« Une rupture de services » pour les personnes souffrant de troubles alimentaires
Par Journal-le-nord
Annie Aimée et Christophe Maïano, professeurs au département de psychoéducation à l’Université du Québec en Outaouais – Campus de Saint-Jérôme travaillent depuis trois ans à la direction d’un livre portant sur les troubles alimentaires, qui est paru lors de la journée mondiale de la sensibilisation aux troubles alimentaires, le 2 juin dernier.

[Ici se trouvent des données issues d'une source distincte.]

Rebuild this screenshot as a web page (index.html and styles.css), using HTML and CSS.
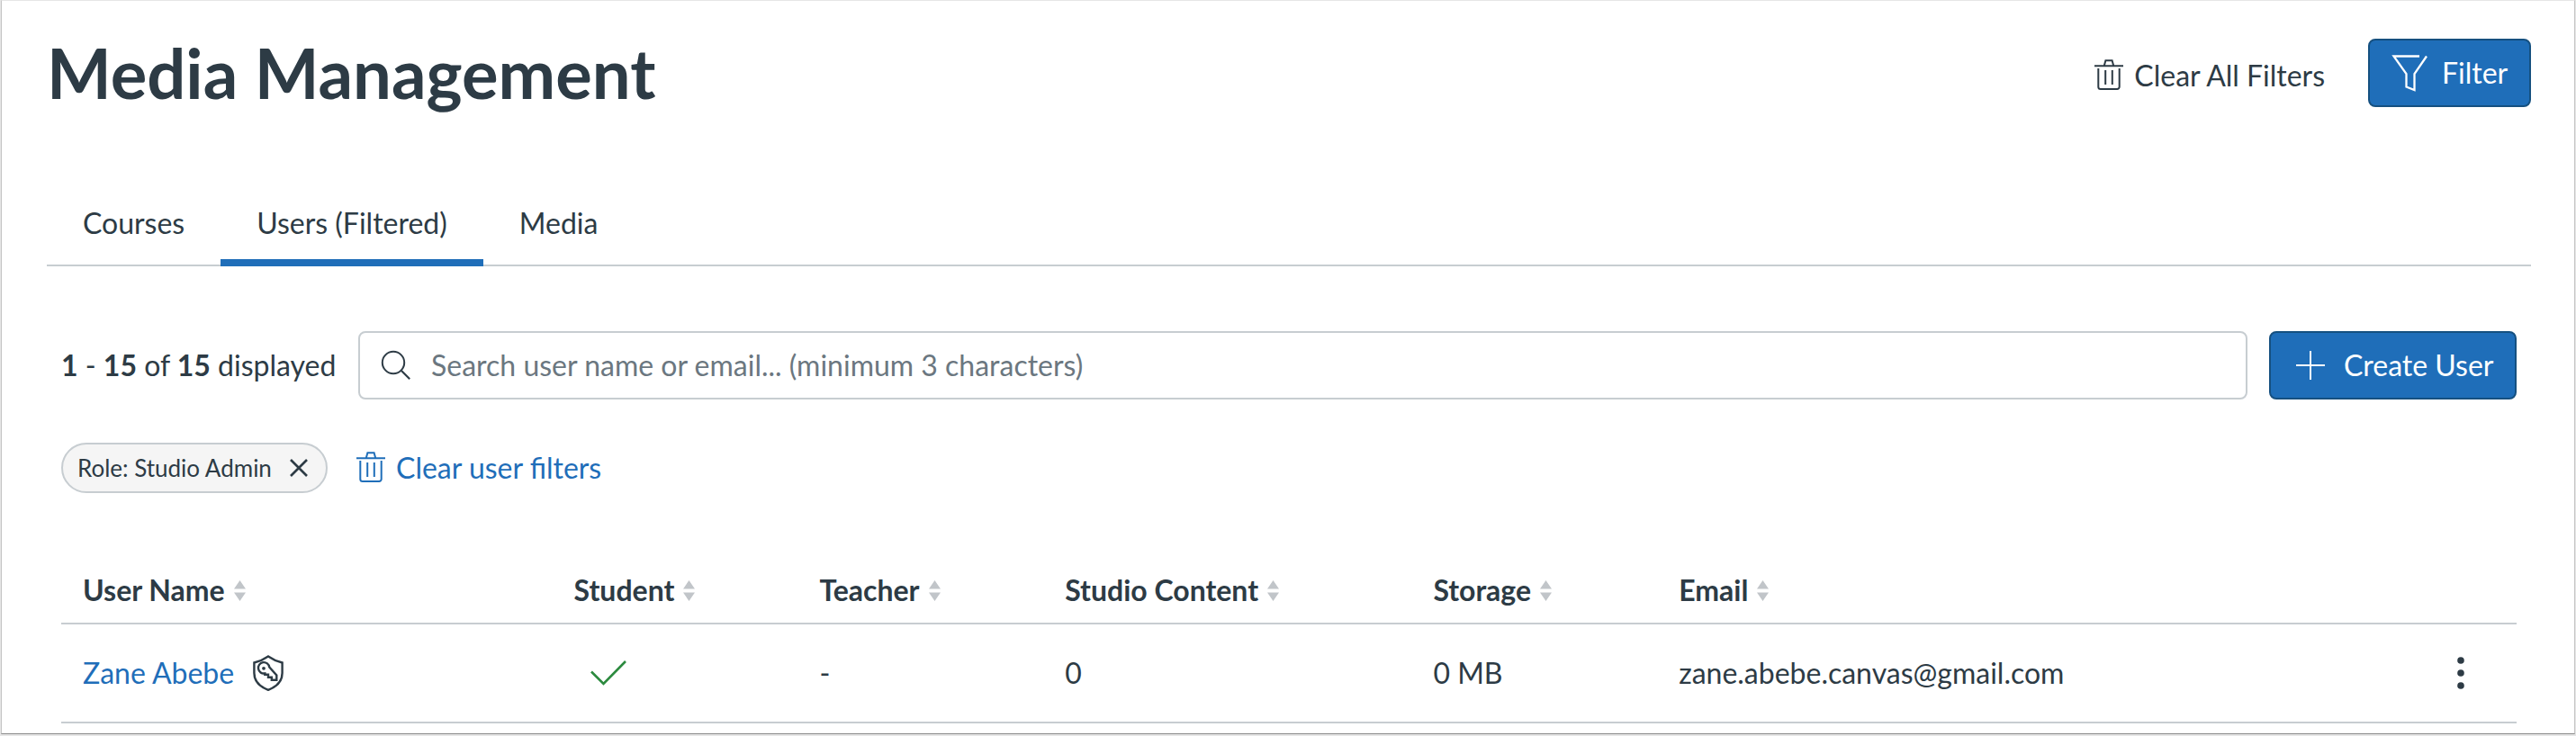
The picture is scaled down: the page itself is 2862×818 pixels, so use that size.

Les troubles des conduites alimentaires – Du diagnostic aux traitements, regroupe la participation de plus de 60 auteurs provenant de plusieurs domaines tels que la médecine, la nutrition, la kinésiologie ou psychologie, mais également de plusieurs pays. « On voulait mettre à profit l’expertise de plusieurs personnes et à la fois, apprendre des spécialisations de chacun », explique Annie Aimée, codirectrice du livre. Ce dernier adresse le problème de A à Z, commençant par le diagnostic et allant jusqu’au traitement. Cet ouvrage collectif est par ailleurs le premier sur le sujet à être produit en français. Il s’adresse principalement aux intervenants en santé qui souhaiteraient avoir une approche plus sensible et adaptée aux personnes souffrant de ces troubles, selon Annie Aimée.
Les effets du confinement
Alors que le confinement est une période difficile pour plusieurs, la situation l’est d’autant plus pour les personnes vivant avec des troubles alimentaires, qui n’ont pas accès aux ressources dont elles auraient besoin. « L’intervention est plus complexe et même que pour certains, il n’y en a plus actuellement puisqu’elle ne peut pas être maintenue. Il y en a pour qui c’est très important de voir leur intervenant en personne, c’est une question de préférence. Il y a même des craintes chez certains de se rendre à l’hôpital. Par conséquent, cela crée une rupture de la continuité des services. En perdant ce filet de sécurité, ils peuvent se mettre à avoir des comportements alimentaires problématiques, qui reviennent ou qui s’intensifient. Tout cela est combiné à un stress et une anxiété qui amènent un risque de recourir à des comportements alimentaires pour se calmer. » Selon Annie Aimée, les habitudes quotidiennes de vie, comme l’alimentation et l’exercice, ont été affectées par la pandémie pour tout le monde, mais cela a des conséquences plus particulières sur les personnes souffrant de troubles alimentaires qui voient leur facteur de risque augmenter. « Il y a un changement dans les habitudes de vies qui vient mettre une pression sur ce trouble alimentaire en particulier », souligne la professeure.
Un chemin à faire
Toutefois, Annie Aimée mentionne, et c’est abordé dans le livre, que même en temps « normal », l’accessibilité des services est réduite pour ces personnes puisqu’il n’y a pas beaucoup de fonds disponibles. Ainsi, il y a seulement un nombre limité de personnes qui ont accès aux services, et les hôpitaux ou programmes doivent faire des choix, c’est-à-dire prendre des individus qui sont dans un état plus grave. « Certains vivent des troubles alimentaires et ont des risques pour leur santé, mais ils n’entrent pas dans la catégorie des plus à risque. Alors ces gens ne peuvent donc pas recevoir de services gratuits et doivent plutôt se tourner vers des cliniques privées, qui sont parfois coûteuses et où le service ne peut pas être aussi fréquent qu’au public. » Elle croit qu’il y a nécessairement une démarche à faire au gouvernement pour améliorer l’accessibilité à ces services.